Objective
Pictures do not belong in your copy. Repeat all the other data exactly.

═══ Stored data

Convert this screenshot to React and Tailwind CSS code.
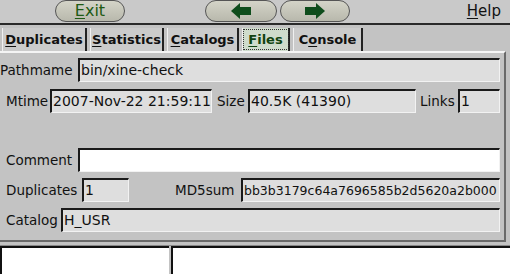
const font = { fontFamily: '"DejaVu Sans", sans-serif' };

function Field({ value = "", white, className = "", textClass = "text-[14px]" }) {
  return (
    <div
      className={`h-[24px] border-t-2 border-l-2 border-t-[#1a1a1a] border-l-[#1a1a1a] border-b border-r border-b-[#f2f2f2] border-r-[#f2f2f2] px-[1px] leading-[21px] text-[#111] whitespace-nowrap overflow-hidden ${textClass} ${
        white ? "bg-white" : "bg-[#dedede]"
      } ${className}`}
    >
      {value}
    </div>
  );
}

function Pill({ children, className = "" }) {
  return (
    <div
      className={`h-[22px] rounded-full border border-[#555] bg-gradient-to-b from-[#d4d4c8] to-[#b8b8ac] flex items-center justify-center ${className}`}
    >
      {children}
    </div>
  );
}

function Arrow({ dir }) {
  return (
    <svg width="22" height="16" viewBox="0 0 22 16">
      {dir === "left" ? (
        <path d="M1 8 L10 0 L10 4 L21 4 L21 12 L10 12 L10 16 Z" fill="#0f4d1c" />
      ) : (
        <path d="M21 8 L12 0 L12 4 L1 4 L1 12 L12 12 L12 16 Z" fill="#0f4d1c" />
      )}
    </svg>
  );
}

function Tab({ children, active, className = "" }) {
  return (
    <div
      className={`h-[23px] flex items-center justify-center text-[13px] font-bold border-r-2 border-r-[#222] border-l border-l-[#f0f0f0] ${
        active ? "bg-[#cfdccc] outline-1 outline-dotted outline-[#333] -outline-offset-2 text-[#114411]" : "bg-[#cbcbcb] text-[#111]"
      } ${className}`}
    >
      {children}
    </div>
  );
}

export default function App() {
  return (
    <div className="w-[510px] h-[274px] bg-[#c3c3c3] flex flex-col overflow-hidden" style={font}>
      <div className="h-[25px] flex items-center bg-[#c9c9c9] border-b-2 border-b-[#2a2a2a]">
        <Pill className="ml-[55px] w-[70px]">
          <span className="text-[16px] text-[#1f5a14]">
            <span className="underline underline-offset-2">E</span>xit
          </span>
        </Pill>
        <Pill className="ml-[80px] w-[72px]">
          <Arrow dir="left" />
        </Pill>
        <Pill className="ml-[3px] w-[70px]">
          <Arrow dir="right" />
        </Pill>
        <div className="ml-auto mr-[9px] text-[15px] text-[#111]">
          <span className="underline underline-offset-2">H</span>elp
        </div>
      </div>

      <div className="flex items-end gap-[3px] pl-[2px] pt-[2px] h-[26px]">
        <Tab className="w-[85px]"><span><span className="underline underline-offset-2">D</span>uplicates</span></Tab>
        <Tab className="w-[74px]"><span><span className="underline underline-offset-2">S</span>tatistics</span></Tab>
        <Tab className="w-[72px]"><span><span className="underline underline-offset-2">C</span>atalogs</span></Tab>
        <Tab active className="w-[48px]"><span><span className="underline underline-offset-2">F</span>iles</span></Tab>
        <Tab className="w-[70px]"><span>C<span className="underline underline-offset-2">o</span>nsole</span></Tab>
      </div>

      <div className="h-[192px] border-t-2 border-t-[#f4f4f4] border-r-2 border-r-[#6a6a6a] border-b-2 border-b-[#6a6a6a] mr-[4px] text-[13.5px] text-[#111] flex flex-col pt-[5px] pr-[4px]">
        <div className="flex items-center">
          <span className="w-[78px]">Pathmame</span>
          <Field value="bin/xine-check" className="flex-1" />
        </div>
        <div className="flex items-center mt-[7px] pl-[6px]">
          <span className="w-[44px]">Mtime</span>
          <Field value="2007-Nov-22 21:59:11" className="w-[162px]" />
          <span className="ml-[5px] w-[31px]">Size</span>
          <Field value="40.5K (41390)" className="w-[168px]" />
          <span className="ml-[4px] w-[38px]">Links</span>
          <Field value="1" className="flex-1" />
        </div>
        <div className="flex items-center mt-[35px] pl-[6px]">
          <span className="w-[72px]">Comment</span>
          <Field white className="flex-1" />
        </div>
        <div className="flex items-center mt-[6px] pl-[6px]">
          <span className="w-[76px]">Duplicates</span>
          <Field value="1" className="w-[47px]" />
          <span className="ml-[46px] w-[66px]">MD5sum</span>
          <Field value="bb3b3179c64a7696585b2d5620a2b000" className="flex-1" textClass="text-[12.5px]" />
        </div>
        <div className="flex items-center mt-[6px] pl-[6px]">
          <span className="w-[55px]">Catalog</span>
          <Field value="H_USR" className="flex-1" />
        </div>
      </div>

      <div className="flex mt-[3px] gap-[2px] h-[29px] border-t border-t-[#888]">
        <div className="w-[169px] bg-white border-t-2 border-l-2 border-t-[#111] border-l-[#111]" />
        <div className="flex-1 bg-white border-t-2 border-l-2 border-t-[#111] border-l-[#111]" />
      </div>
    </div>
  );
}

══════

Right answer
Convert this screenshot to React and Tailwind CSS code.
const font = { fontFamily: '"DejaVu Sans", sans-serif' };

function Field({ value = "", white, className = "", textClass = "text-[14px]" }) {
  return (
    <div
      className={`h-[24px] border-t-2 border-l-2 border-t-[#1a1a1a] border-l-[#1a1a1a] border-b border-r border-b-[#f2f2f2] border-r-[#f2f2f2] px-[1px] leading-[21px] text-[#111] whitespace-nowrap overflow-hidden ${textClass} ${
        white ? "bg-white" : "bg-[#dedede]"
      } ${className}`}
    >
      {value}
    </div>
  );
}

function Pill({ children, className = "" }) {
  return (
    <div
      className={`h-[22px] rounded-full border border-[#555] bg-gradient-to-b from-[#d4d4c8] to-[#b8b8ac] flex items-center justify-center ${className}`}
    >
      {children}
    </div>
  );
}

function Arrow({ dir }) {
  return (
    <svg width="22" height="16" viewBox="0 0 22 16">
      {dir === "left" ? (
        <path d="M1 8 L10 0 L10 4 L21 4 L21 12 L10 12 L10 16 Z" fill="#0f4d1c" />
      ) : (
        <path d="M21 8 L12 0 L12 4 L1 4 L1 12 L12 12 L12 16 Z" fill="#0f4d1c" />
      )}
    </svg>
  );
}

function Tab({ children, active, className = "" }) {
  return (
    <div
      className={`h-[23px] flex items-center justify-center text-[13px] font-bold border-r-2 border-r-[#222] border-l border-l-[#f0f0f0] ${
        active ? "bg-[#cfdccc] outline-1 outline-dotted outline-[#333] -outline-offset-2 text-[#114411]" : "bg-[#cbcbcb] text-[#111]"
      } ${className}`}
    >
      {children}
    </div>
  );
}

export default function App() {
  return (
    <div className="w-[510px] h-[274px] bg-[#c3c3c3] flex flex-col overflow-hidden" style={font}>
      <div className="h-[25px] flex items-center bg-[#c9c9c9] border-b-2 border-b-[#2a2a2a]">
        <Pill className="ml-[55px] w-[70px]">
          <span className="text-[16px] text-[#1f5a14]">
            <span className="underline underline-offset-2">E</span>xit
          </span>
        </Pill>
        <Pill className="ml-[80px] w-[72px]">
          <Arrow dir="left" />
        </Pill>
        <Pill className="ml-[3px] w-[70px]">
          <Arrow dir="right" />
        </Pill>
        <div className="ml-auto mr-[9px] text-[15px] text-[#111]">
          <span className="underline underline-offset-2">H</span>elp
        </div>
      </div>

      <div className="flex items-end gap-[3px] pl-[2px] pt-[2px] h-[26px]">
        <Tab className="w-[85px]"><span><span className="underline underline-offset-2">D</span>uplicates</span></Tab>
        <Tab className="w-[74px]"><span><span className="underline underline-offset-2">S</span>tatistics</span></Tab>
        <Tab className="w-[72px]"><span><span className="underline underline-offset-2">C</span>atalogs</span></Tab>
        <Tab active className="w-[48px]"><span><span className="underline underline-offset-2">F</span>iles</span></Tab>
        <Tab className="w-[70px]"><span>C<span className="underline underline-offset-2">o</span>nsole</span></Tab>
      </div>

      <div className="h-[192px] border-t-2 border-t-[#f4f4f4] border-r-2 border-r-[#6a6a6a] border-b-2 border-b-[#6a6a6a] mr-[4px] text-[13.5px] text-[#111] flex flex-col pt-[5px] pr-[4px]">
        <div className="flex items-center">
          <span className="w-[78px]">Pathmame</span>
          <Field value="bin/xine-check" className="flex-1" />
        </div>
        <div className="flex items-center mt-[7px] pl-[6px]">
          <span className="w-[44px]">Mtime</span>
          <Field value="2007-Nov-22 21:59:11" className="w-[162px]" />
          <span className="ml-[5px] w-[31px]">Size</span>
          <Field value="40.5K (41390)" className="w-[168px]" />
          <span className="ml-[4px] w-[38px]">Links</span>
          <Field value="1" className="flex-1" />
        </div>
        <div className="flex items-center mt-[35px] pl-[6px]">
          <span className="w-[72px]">Comment</span>
          <Field white className="flex-1" />
        </div>
        <div className="flex items-center mt-[6px] pl-[6px]">
          <span className="w-[76px]">Duplicates</span>
          <Field value="1" className="w-[47px]" />
          <span className="ml-[46px] w-[66px]">MD5sum</span>
          <Field value="bb3b3179c64a7696585b2d5620a2b000" className="flex-1" textClass="text-[12.5px]" />
        </div>
        <div className="flex items-center mt-[6px] pl-[6px]">
          <span className="w-[55px]">Catalog</span>
          <Field value="H_USR" className="flex-1" />
        </div>
      </div>

      <div className="flex mt-[3px] gap-[2px] h-[29px] border-t border-t-[#888]">
        <div className="w-[169px] bg-white border-t-2 border-l-2 border-t-[#111] border-l-[#111]" />
        <div className="flex-1 bg-white border-t-2 border-l-2 border-t-[#111] border-l-[#111]" />
      </div>
    </div>
  );
}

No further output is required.